We haven't found a driver that requires it, so it's pretty "meh, should be done... eventually." Given the time constraints, it didn't seem worth it at the moment.

iximeow · 2026-01-08T02:13:25Z

lib/propolis/src/hw/virtio/viona.rs

+    // The notification addresses (both port and MMIO) for the device can change
+    // due to guest action, or other administrative tasks within propolis.  We
+    // want to update the in-kernel IO port hook only in the former case, when
+    // the device emulation is actually running.


I wouldn't move this comment out onto the function itself: it's really "why is it correct to guard hdl.set_notify_*_port on self.indicator.state() == IndicatedState::Run".

maybe leave this one where it was and leave a // Only update the kernel for the same reason as notify_port_update() in notify_mmio_addr_update? I think what you're going for is that this really describes the if in both functions, at least.

I've word-smithed (or perhaps munged, if not out-right mangled) the comments here. PTAL.

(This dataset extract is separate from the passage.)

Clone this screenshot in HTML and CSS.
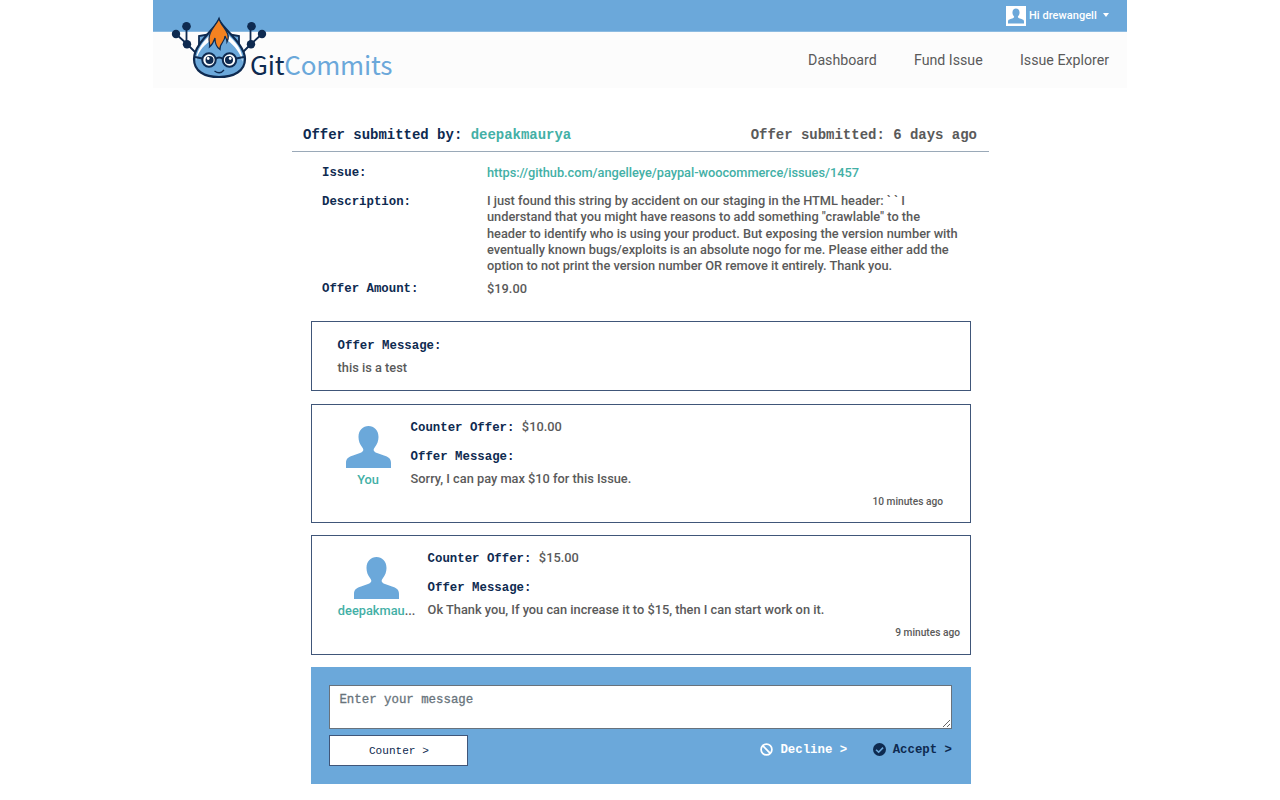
FILE: index.html
```html
<!DOCTYPE html>
<html lang="en">
<head>
<meta charset="utf-8">
<title>GitCommits</title>
<link rel="stylesheet" href="styles.css">
</head>
<body>
<svg width="0" height="0" class="defs">
  <symbol id="person" viewBox="0 0 45 42"><path d="M0 42V37C0 32 3 31 7 29.5L14 27C18 25.5 18 23.5 16 21C13.800 18 12.500 15 12.500 11C12.500 4 17 0 22.500 0S32.500 4 32.500 11C32.500 15 31.200 18 29 21C27 23.500 27 25.500 31 27L38 29.500C42 31 45 32 45 37V42Z" fill="currentColor"/></symbol>
</svg>
<div class="page">
  <div class="topbar">
    <div class="user">
      <span class="thumb"><svg><use href="#person"/></svg></span>
      <span class="hi">Hi drewangell</span><i class="caret"></i>
    </div>
  </div>
  <header class="header">
    <div class="logo">
      <svg class="mascot" viewBox="0 0 96 64">
        <g stroke="#0e2a50" stroke-width="1.800" fill="none">
          <path d="M5 19 16 29 26 39M15.500 11V29M91 19 80 29 70 39M79.500 11V29" />
          <path d="M32 36 28 31V21L37 19.500M64 36 68 31V21L59 19.500" fill="#6ba8da"/>
        </g>
        <g fill="#0e2a50"><circle cx="5" cy="19" r="4.200"/><circle cx="15.500" cy="11.200" r="4.300"/><circle cx="16" cy="29.300" r="4.200"/><circle cx="91" cy="19" r="4.200"/><circle cx="80.500" cy="11.200" r="4.300"/><circle cx="80" cy="29.300" r="4.200"/></g>
        <path d="M48 5C44 14 23 29 23 44C23 56 33 62 48 62S74 56 74 44C74 29 52 14 48 5Z" fill="#6ba8da" stroke="#0e2a50" stroke-width="2.200"/>
        <path d="M38 21C29 30 25 38 25.200 46C26.500 38 31 32 39 26Z" fill="#fff"/><path d="M58 21C68 30 72 38 71.500 47C69.500 38 64 31 56 25Z" fill="#fff"/>
        <path d="M48 3.500C45 11 38 15 38 24C38 27 39 29 38.500 32C42 29 43 26 44 23C44 28 45 32 49 34.500C48 29 54 27 54 21C55 23 56 25 56 27C61 18 50 12 48 3.500Z" fill="#f58220" stroke="#0e2a50" stroke-width="1.200"/>
        <g fill="#fff" stroke="#0e2a50" stroke-width="2"><circle cx="38" cy="45" r="6.700"/><circle cx="58.500" cy="45" r="6.700"/><path d="M44.500 44Q48 41 52 44M24 42 31.500 43.500M73 42 65 43.500" fill="none"/></g>
        <g fill="#0e2a50"><circle cx="38.500" cy="45" r="4"/><circle cx="58" cy="45" r="4"/></g>
        <g fill="#fff"><circle cx="37.200" cy="43.500" r="1.400"/><circle cx="59.200" cy="43.500" r="1.400"/></g>
        <path d="M43.500 56Q49 60 53 55" fill="none" stroke="#0e2a50" stroke-width="1.300"/>
      </svg>
      <span class="brand">Git<span>Commits</span></span>
    </div>
    <nav class="nav"><a>Dashboard</a><a>Fund Issue</a><a>Issue Explorer</a></nav>
  </header>
  <main class="offer">
    <div class="title"><h1>Offer submitted by: <a>deepakmaurya</a></h1><span>Offer submitted: 6 days ago</span></div>
    <dl class="details">
      <dt>Issue:</dt><dd><a class="url">https://github.com/angelleye/paypal-woocommerce/issues/1457</a></dd>
      <dt class="desc-label">Description:</dt><dd class="desc">I just found this string by accident on our staging in the HTML header: ` ` I<br>understand that you might have reasons to add something "crawlable" to the<br>header to identify who is using your product. But exposing the version number with<br>eventually known bugs/exploits is an absolute nogo for me. Please either add the<br>option to not print the version number OR remove it entirely. Thank you.</dd>
      <dt>Offer Amount:</dt><dd class="amount">$19.00</dd>
    </dl>
    <section class="card first"><h2>Offer Message:</h2><p>this is a test</p></section>
    <section class="card reply">
      <div class="avatar you"><svg><use href="#person"/></svg><a>You</a></div>
      <div class="body"><h2>Counter Offer: <span class="price">$10.00</span></h2><h2 class="msg">Offer Message:</h2><p>Sorry, I can pay max $10 for this Issue.</p><time class="inset">10 minutes ago</time></div>
    </section>
    <section class="card reply">
      <div class="avatar"><svg><use href="#person"/></svg><span><a>deepakmau</a>...</span></div>
      <div class="body"><h2>Counter Offer: <span class="price">$15.00</span></h2><h2 class="msg">Offer Message:</h2><p>Ok Thank you, If you can increase it to $15, then I can start work on it.</p><time>9 minutes ago</time></div>
    </section>
    <form class="respond">
      <textarea placeholder="Enter your message"></textarea>
      <div class="actions">
        <button type="button">Counter &gt;</button>
        <a class="decline"><svg viewBox="0 0 12 12"><circle cx="6" cy="6" r="5" fill="none" stroke="currentColor" stroke-width="1.600"/><path d="M2.500 2.500 9.500 9.500" stroke="currentColor" stroke-width="1.600"/></svg>Decline &gt;</a>
        <a class="accept"><svg viewBox="0 0 12 12"><circle cx="6" cy="6" r="6" fill="currentColor"/><path d="M2.800 6.200 5.200 8.500 9.300 4.300" fill="none" stroke="#6ba8da" stroke-width="1.500"/></svg>Accept &gt;</a>
      </div>
    </form>
  </main>
</div>
</body>
</html>
```
FILE: styles.css
```css
* { box-sizing: border-box; }
body { margin: 0; height: 800px; overflow: hidden; background: #fff; color: #5a5a5a; font: 500 12.8px/16px Roboto, sans-serif; }
h1, h2, p, dl, dd { margin: 0; }
a { color: #43b0a6; }
.defs { position: absolute; }
.page { width: 974px; margin: 0 auto; }
.topbar { height: 32px; background: #6ba8da; border-bottom: 1px solid #8cbbe1; display: flex; justify-content: flex-end; padding: 6px 18px 0 0; }
.user { display: flex; height: 20px; align-items: center; color: #fff; font-size: 11px; }
.thumb { width: 20px; height: 20px; background: #fff; color: #6ba8da; padding: 2px; display: flex; align-items: flex-end; }
.thumb svg { width: 16px; height: 16px; }
.hi { margin: -1px 5px 0 3px; width: 68px; white-space: nowrap; letter-spacing: .05px; }
.caret { border: 3.5px solid transparent; border-top: 4px solid #fff; border-bottom: 0; margin: -3px 0 0 1px; }
.header { height: 56px; background: #fcfcfc; display: flex; justify-content: space-between; }
.logo { display: flex; height: 64px; margin: -17px 0 0 18px; position: relative; }
.mascot { width: 96px; height: 64px; }
.brand { font: 400 26px/36px "Noto Sans CJK SC", sans-serif; color: #0e2a50; margin: 31px 0 0 -17px; letter-spacing: -.2px; }
.brand span { color: #6ba8da; }
.nav { display: flex; gap: 37.300px; padding: 18px 18px 0 0; font: 400 14.2px/21px Roboto, sans-serif; }
.nav a { color: #5a5a5a; white-space: nowrap; }
.offer { width: 697px; margin: 0 0 0 139px; padding-top: 37px; }
.title { height: 27px; border-bottom: 1px solid #9aa9b8; display: flex; justify-content: space-between; padding: 0 12px 0 11px; font: 700 13.97px/20px "Liberation Mono", monospace; }
.title h1 { font: inherit; color: #0e2a50; }
.details { display: grid; grid-template-columns: 165px 1fr; padding: 13px 0 0 30px; grid-template-rows: 28px 88px 40px; }
dt, h2 { font: 700 12.37px/17px "Liberation Mono", monospace; color: #0e2a50; }
.desc-label { padding-top: 1px; }
.url { letter-spacing: -.03px; }
.desc { line-height: 16.3px; white-space: nowrap; letter-spacing: -.02px; }
.card { margin: 0 18px 12px 19px; border: 1px solid #405679; }
.first { height: 70px; padding: 16px 25.600px; margin-bottom: 13px; }
.first p { margin-top: 5px; }
.reply { height: 119px; padding: 14px 10px 0 25.600px; display: flex; }
.reply + .reply { height: 120px; }
.avatar { width: 78px; margin: 7px 12px 0 0; display: flex; flex-direction: column; align-items: center; }
.avatar svg { width: 45px; height: 42px; color: #6ba8da; margin-bottom: 4px; }
.you { width: 61px; }
.body { flex: 1; display: flex; flex-direction: column; }
.price { font: 500 12.8px/16px Roboto, sans-serif; color: #5a5a5a; }
.body h2 { height: 17px; }
.msg { margin-top: 12px; }
.reply .msg { margin-top: 12.500px; }
.body p { margin-top: 5px; }
time { align-self: flex-end; font-size: 10.2px; margin-top: 7px; }
.inset { margin-right: 17px; }
.respond { margin: 0 18px 0 19px; height: 117px; background: #6ba8da; padding: 18px 19px 0 18.400px; }
textarea { display: block; width: 100%; height: 44px; border: 1px solid #68727c; border-radius: 0; padding: 6px 9px; font: 400 12.4px/16px "Liberation Mono", monospace; background: #fff; }
textarea::placeholder { color: #68747c; -webkit-text-stroke: .3px #68747c; }
.actions { display: flex; align-items: flex-start; margin-top: 6px; }
button { width: 139px; height: 31px; border: 1px solid #405679; background: #fff; color: #0e2a50; font: 400 11.1px/16px "Liberation Mono", monospace; padding: 1px 0 0; margin-right: auto; }
.decline, .accept { display: flex; align-items: center; font: 700 12.37px/16px "Liberation Mono", monospace; margin-top: 7px; color: #fff; }
.decline svg, .accept svg { width: 13px; height: 13px; margin: -1px 7px 0 0; }
.accept { color: #0e2a50; margin-left: 25.500px; }
```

iximeow · 2026-01-08T02:19:38Z

lib/propolis/src/hw/virtio/viona.rs

+pub const RX_QUEUE_SIZE: u16 = 0x800;
+pub const TX_QUEUE_SIZE: u16 = 0x100;
+pub const CTL_QUEUE_SIZE: u16 = 32;


VqSize::new is already const, is there a reason to not make these VqSize and call it here?

iximeow · 2026-01-08T02:42:18Z

lib/propolis/src/hw/virtio/viona.rs

+/// Types and so forth for supporting the control queue.
+pub mod control {


these types and definitions come from VirtIO also, right? I see what looks like the The Truth in 5.1.6.5-ish but that was after a bit of confusion thinking these would be defined by viona for the VMM to control it.

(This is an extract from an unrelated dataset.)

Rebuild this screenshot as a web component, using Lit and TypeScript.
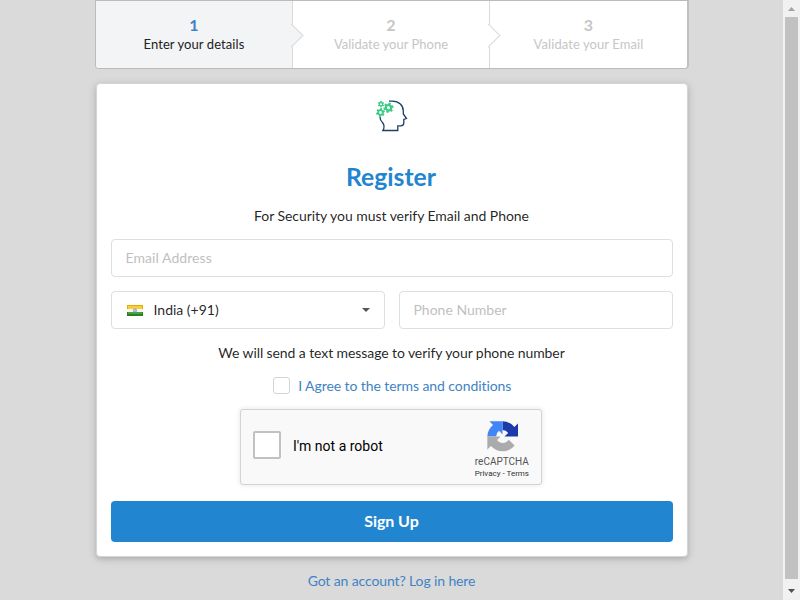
import { LitElement, html, css, svg } from "lit";
import { customElement } from "lit/decorators.js";

const gear = (x: number, y: number, r: number, turn = 0) => svg`
  <g transform="translate(${x} ${y}) rotate(${turn})">
    <circle r=${r * 0.58} fill="none" stroke="#3ccb85" stroke-width=${r * 0.46}></circle>
    ${[0, 60, 120, 180, 240, 300].map(
      (a) => svg`<rect x=${-r * 0.26} y=${-r * 1.1} width=${r * 0.52} height=${r * 0.5}
        fill="#3ccb85" transform="rotate(${a})"></rect>`
    )}
  </g>`;

@customElement("app-root")
export class AppRoot extends LitElement {
  static styles = css`
    :host {
      display: flex;
      width: 800px;
      height: 600px;
      overflow: hidden;
      background: #dadada;
      font: 14px/20px Lato, sans-serif;
      color: rgba(0, 0, 0, 0.87);
    }
    * { box-sizing: border-box; }
    .page { width: 783px; padding-left: 95px; }
    .steps {
      display: flex;
      width: 594px;
      height: 69px;
      background: #fff;
      border: 1px solid #bbb;
      border-right-width: 2px;
      border-right-color: #c0c0c0;
      border-radius: 0 0 4px 4px;
    }
    .step {
      position: relative;
      width: 197px;
      padding-top: 13px;
      text-align: center;
      border-right: 1px solid #d9dadb;
      color: #c6c6c6;
      font-size: 13px;
      line-height: 17px;
      letter-spacing: 0.08px;
    }
    .step:last-child { border-right: 0; }
    .step:not(:last-child)::after {
      content: "";
      position: absolute;
      z-index: 1;
      right: -8px;
      top: 26px;
      width: 16px;
      height: 16px;
      background: inherit;
      border: solid #d9dadb;
      border-width: 1px 1px 0 0;
      transform: rotate(45deg);
    }
    .step b { display: block; margin-bottom: 1px; font-size: 16px; line-height: 21px; font-weight: 700; }
    .active { background: #f3f4f5; color: #222; border-bottom-left-radius: 3px; }
    .active b { color: #4183c4; }
    .white { background: #fff; letter-spacing: 0; }
    .card {
      display: flex;
      flex-direction: column;
      align-items: center;
      width: 592px;
      height: 474px;
      margin: 14px 0 0 1px;
      padding: 16px 14px 14px;
      background: #fff;
      border: 1px solid #d4d4d5;
      border-radius: 4px;
      box-shadow: 0 2px 4px rgba(34, 36, 38, 0.12), 0 2px 10px rgba(34, 36, 38, 0.15);
    }
    .logo { display: block; width: 32px; height: 32px; }
    h1 { margin: 29px 2px 0 0; font-size: 24.7px; line-height: 32px; font-weight: 700; color: #2185d0; }
    .note { margin: 13px 1px 0 0; letter-spacing: -0.05px; }
    .field {
      width: 274px;
      height: 38px;
      padding: 8px 13.5px;
      border: 1px solid #dedede;
      border-radius: 4px;
      color: #bfbfbf;
      background: #fff;
    }
    .email { width: 100%; margin-top: 13px; letter-spacing: 0.06px; }
    .row { display: flex; gap: 14px; margin-top: 14px; }
    .select { display: flex; align-items: center; color: rgba(0, 0, 0, 0.87); padding: 0 14px 0 15px; }
    .flag { width: 16px; height: 11px; margin-right: 10.5px; }
    .caret {
      margin-left: auto;
      border: solid transparent;
      border-width: 4px 4px 0;
      border-top-color: #555;
    }
    .sms { margin: 14px 1px 0 0; letter-spacing: -0.09px; }
    .agree {
      display: flex;
      align-items: center;
      gap: 8.5px;
      height: 20px;
      margin-top: 13px;
      color: #4183c4;
      letter-spacing: -0.08px;
    }
    .box { width: 17px; height: 17px; margin-top: -1px; border: 1px solid #d4d4d5; border-radius: 3px; }
    .captcha {
      display: flex;
      align-items: center;
      width: 302px;
      height: 76px;
      margin: 13px 2px 0 0;
      padding-left: 12px;
      border: 1px solid #d3d3d3;
      border-radius: 3px;
      background: #f9f9f9;
      box-shadow: 0 0 4px 1px rgba(0, 0, 0, 0.08);
      font-family: Roboto, sans-serif;
      color: #000;
    }
    .robot { margin-top: -2px; }
    .tick {
      width: 28px;
      height: 28px;
      margin: -4px 12px 0 0;
      border: 2px solid #c1c1c1;
      border-radius: 2px;
      background: #fff;
    }
    .brand {
      display: flex;
      flex-direction: column;
      align-items: center;
      margin: 0 12px 0 auto;
      padding-top: 7px;
      color: #555;
      font-size: 10px;
      line-height: 12px;
    }
    .brand svg { width: 31px; height: 31px; margin: 0 0 4px 1px; }
    .brand small { font-size: 8px; line-height: 12px; color: #333; }
    .button {
      width: 100%;
      height: 41px;
      margin-top: 16px;
      padding-right: 1px;
      border-radius: 4px;
      background: #2185d0;
      color: #fff;
      text-align: center;
      font-size: 16px;
      line-height: 40px;
      font-weight: 700;
      letter-spacing: -0.08px;
    }
    .login {
      width: 593px;
      margin: 14px 0 0;
      text-align: center;
      color: #4183c4;
      letter-spacing: -0.12px;
    }
    .bar {
      display: flex;
      flex-direction: column;
      align-items: center;
      width: 17px;
      background: #f1f1f1;
    }
    .thumb { width: 13px; height: 562px; background: #c1c1c1; }
    .arrow { width: 17px; height: 17px; }
    .bar .arrow:last-child { margin-top: 3px; }
  `;

  render() {
    return html`
      <div class="page">
        <div class="steps">
          <div class="step active"><b>1</b>Enter your details</div>
          <div class="step white"><b>2</b>Validate your Phone</div>
          <div class="step"><b>3</b>Validate your Email</div>
        </div>
        <div class="card">
          <svg class="logo" viewBox="0 0 32 32">
            <path d="M13 1.200h3.500C23 1.200 27.300 5.500 27.300 11v3l3.200 4.500-2.700 1v3.500c0 2-1 2.800-3 2.800h-3v4.700H6.800c2-3 2-5-.3-8C4.700 21 4 19 4 17"
              fill="none" stroke="#1c4061" stroke-width="1.3"></path>
            ${gear(5, 4.2, 2.9)} ${gear(12.5, 7.7, 4.6, 15)} ${gear(4.5, 12.5, 4, 10)}
          </svg>
          <h1>Register</h1>
          <div class="note">For Security you must verify Email and Phone</div>
          <div class="field email">Email Address</div>
          <div class="row">
            <div class="field select">
              <svg class="flag" viewBox="0 0 16 11">
                <path fill="#e8a900" d="M0 0h16v4H0z"></path>
                <path fill="#f9ce3c" d="M1 1h14v3H1z"></path>
                <path fill="#f5f5f5" d="M0 4h16v3H0z"></path>
                <path fill="#248326" d="M0 7h16v4H0z"></path>
                <path fill="#4ba03d" d="M1 7h14v2H1z"></path>
                <circle cx="8" cy="5.5" r="1.6" fill="#b8c9ec" stroke="#7893cd" stroke-width=".8"></circle>
              </svg>
              India (+91)<span class="caret"></span>
            </div>
            <div class="field">Phone Number</div>
          </div>
          <div class="sms">We will send a text message to verify your phone number</div>
          <div class="agree"><span class="box"></span>I Agree to the terms and conditions</div>
          <div class="captcha">
            <span class="tick"></span><span class="robot">I'm not a robot</span>
            <div class="brand">
              <svg viewBox="0 0 64 64">
                <path d="M64 32V5l-7.500 7.400A31.900 31.900 0 0 0 32 .7v18.100a14.700 14.700 0 0 1 11.700 6.100L36 32z" fill="#1c3aa9"></path>
                <path d="M32 .7H5l7.400 7.400A31.900 31.900 0 0 0 .7 32h18.100a14.700 14.700 0 0 1 6.100-11.700L32 28z" fill="#4285f4"></path>
                <path d="M.7 32v27l7.400-7.400A31.900 31.900 0 0 0 57 50.500L45 38.500a14.700 14.700 0 0 1-24.200.7L28 32z" fill="#ababab"></path>
              </svg>
              <span>reCAPTCHA</span><small>Privacy - Terms</small>
            </div>
          </div>
          <div class="button">Sign Up</div>
        </div>
        <div class="login">Got an account? Log in here</div>
      </div>
      <div class="bar">
        <svg class="arrow" viewBox="0 0 17 17"><path d="M5 11l3.500-4 3.500 4z" fill="#a3a3a3"></path></svg>
        <div class="thumb"></div>
        <svg class="arrow" viewBox="0 0 17 17"><path d="M5 7l3.500 4L12 7z" fill="#505050"></path></svg>
      </div>
    `;
  }
}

Oops; I missed this in my earlier swing. I added a comment here.

iximeow

ok, I'm +1 on getting this in especially given the time constraints. I'd mentioned on the side I'd prefer to separate the renaming and the meatier changes for multiqueue into a pair of commits that remain distinct in git history - I still think this is worth doing and I'll come back here with a proposal branch splitting this into such a pair (or we get really itchy to get this landed and into dogfood)

I know when we've talked about it you'd mentioned that you've tested across Linux, Windows, OmniOS, and I think a BSD, right? meaning that my questions re. virtio spec and TODOs above, we actually have pretty good confidence these don't leave guests in a risky spot.

Additionally, I recall you mentioned migrating guests in propolis-standalone and their NICs still working, so if I'm recalling correctly, that's great. I saw the conversation where Angela wasn't easily reproducing the relative improvement in net perf, do you know what's up with that?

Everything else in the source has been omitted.